> [Aim] Repeat every line of the data exactly, but not the pictures.

> [Supplied data]
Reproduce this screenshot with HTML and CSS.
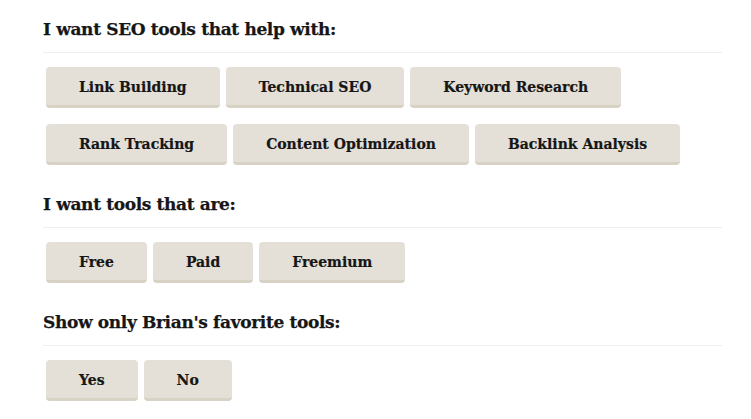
FILE: index.html
```html
<!DOCTYPE html>
<html>
<head>
<meta charset="utf-8">
<link rel="stylesheet" href="styles.css">
</head>
<body>
<div class="filters">
  <section class="group">
    <h3 class="group-title">I want SEO tools that help with:</h3>
    <div class="row">
      <button class="chip">Link Building</button>
      <button class="chip">Technical SEO</button>
      <button class="chip">Keyword Research</button>
    </div>
    <div class="row">
      <button class="chip">Rank Tracking</button>
      <button class="chip">Content Optimization</button>
      <button class="chip">Backlink Analysis</button>
    </div>
  </section>
  <section class="group">
    <h3 class="group-title">I want tools that are:</h3>
    <div class="row">
      <button class="chip">Free</button>
      <button class="chip">Paid</button>
      <button class="chip">Freemium</button>
    </div>
  </section>
  <section class="group">
    <h3 class="group-title">Show only Brian's favorite tools:</h3>
    <div class="row">
      <button class="chip">Yes</button>
      <button class="chip">No</button>
    </div>
  </section>
</div>
</body>
</html>
```
FILE: styles.css
```css
html, body {
  margin: 0;
  padding: 0;
  background: #ffffff;
}
body {
  font-family: "DejaVu Serif", Georgia, serif;
  color: #161616;
}
.filters {
  width: 679px;
  padding: 17px 0 0 43px;
}
.group + .group {
  margin-top: 27px;
}
.group-title {
  margin: 0 0 14px 0;
  padding-bottom: 11px;
  border-bottom: 1px solid #eeeeee;
  font-size: 17px;
  font-weight: bold;
  line-height: 24px;
  letter-spacing: -0.35px;
  color: #161616;
  -webkit-text-stroke: 0.25px #161616;
}
.row {
  display: flex;
  gap: 6px;
  padding-left: 3px;
}
.row + .row {
  margin-top: 16px;
}
.chip {
  font-family: "DejaVu Serif", Georgia, serif;
  font-size: 14px;
  font-weight: bold;
  color: #161616;
  background: #e4e0d7;
  border: none;
  border-bottom: 3px solid #d8d2c5;
  border-radius: 4px;
  height: 41px;
  padding: 2px 33px 0;
  line-height: 20px;
  cursor: pointer;
  -webkit-text-stroke: 0.2px #161616;
}
```
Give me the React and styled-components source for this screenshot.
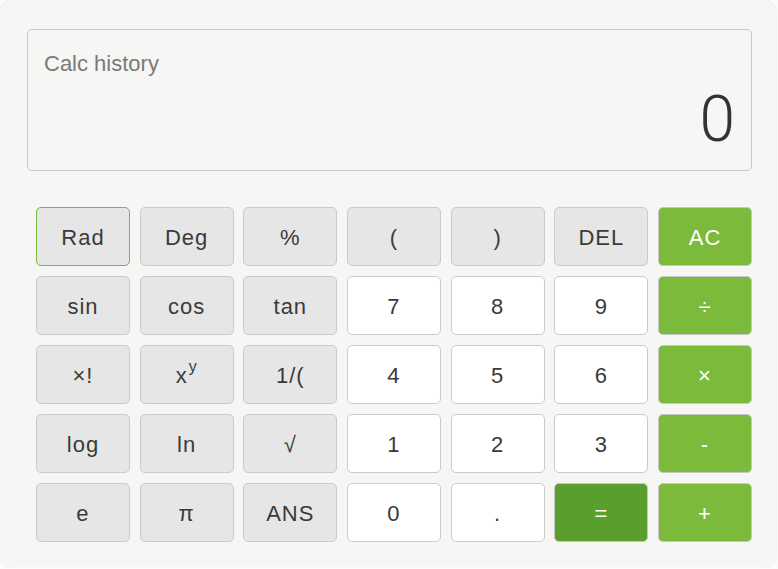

> [Reply to the task]
Reproduce this screenshot with HTML and CSS.
FILE: index.html
```html
<!DOCTYPE html>
<html>
<head>
<meta charset="utf-8">
<link rel="stylesheet" href="styles.css">
</head>
<body>
<div class="filters">
  <section class="group">
    <h3 class="group-title">I want SEO tools that help with:</h3>
    <div class="row">
      <button class="chip">Link Building</button>
      <button class="chip">Technical SEO</button>
      <button class="chip">Keyword Research</button>
    </div>
    <div class="row">
      <button class="chip">Rank Tracking</button>
      <button class="chip">Content Optimization</button>
      <button class="chip">Backlink Analysis</button>
    </div>
  </section>
  <section class="group">
    <h3 class="group-title">I want tools that are:</h3>
    <div class="row">
      <button class="chip">Free</button>
      <button class="chip">Paid</button>
      <button class="chip">Freemium</button>
    </div>
  </section>
  <section class="group">
    <h3 class="group-title">Show only Brian's favorite tools:</h3>
    <div class="row">
      <button class="chip">Yes</button>
      <button class="chip">No</button>
    </div>
  </section>
</div>
</body>
</html>
```
FILE: styles.css
```css
html, body {
  margin: 0;
  padding: 0;
  background: #ffffff;
}
body {
  font-family: "DejaVu Serif", Georgia, serif;
  color: #161616;
}
.filters {
  width: 679px;
  padding: 17px 0 0 43px;
}
.group + .group {
  margin-top: 27px;
}
.group-title {
  margin: 0 0 14px 0;
  padding-bottom: 11px;
  border-bottom: 1px solid #eeeeee;
  font-size: 17px;
  font-weight: bold;
  line-height: 24px;
  letter-spacing: -0.35px;
  color: #161616;
  -webkit-text-stroke: 0.25px #161616;
}
.row {
  display: flex;
  gap: 6px;
  padding-left: 3px;
}
.row + .row {
  margin-top: 16px;
}
.chip {
  font-family: "DejaVu Serif", Georgia, serif;
  font-size: 14px;
  font-weight: bold;
  color: #161616;
  background: #e4e0d7;
  border: none;
  border-bottom: 3px solid #d8d2c5;
  border-radius: 4px;
  height: 41px;
  padding: 2px 33px 0;
  line-height: 20px;
  cursor: pointer;
  -webkit-text-stroke: 0.2px #161616;
}
```
Give me the React and styled-components source for this screenshot.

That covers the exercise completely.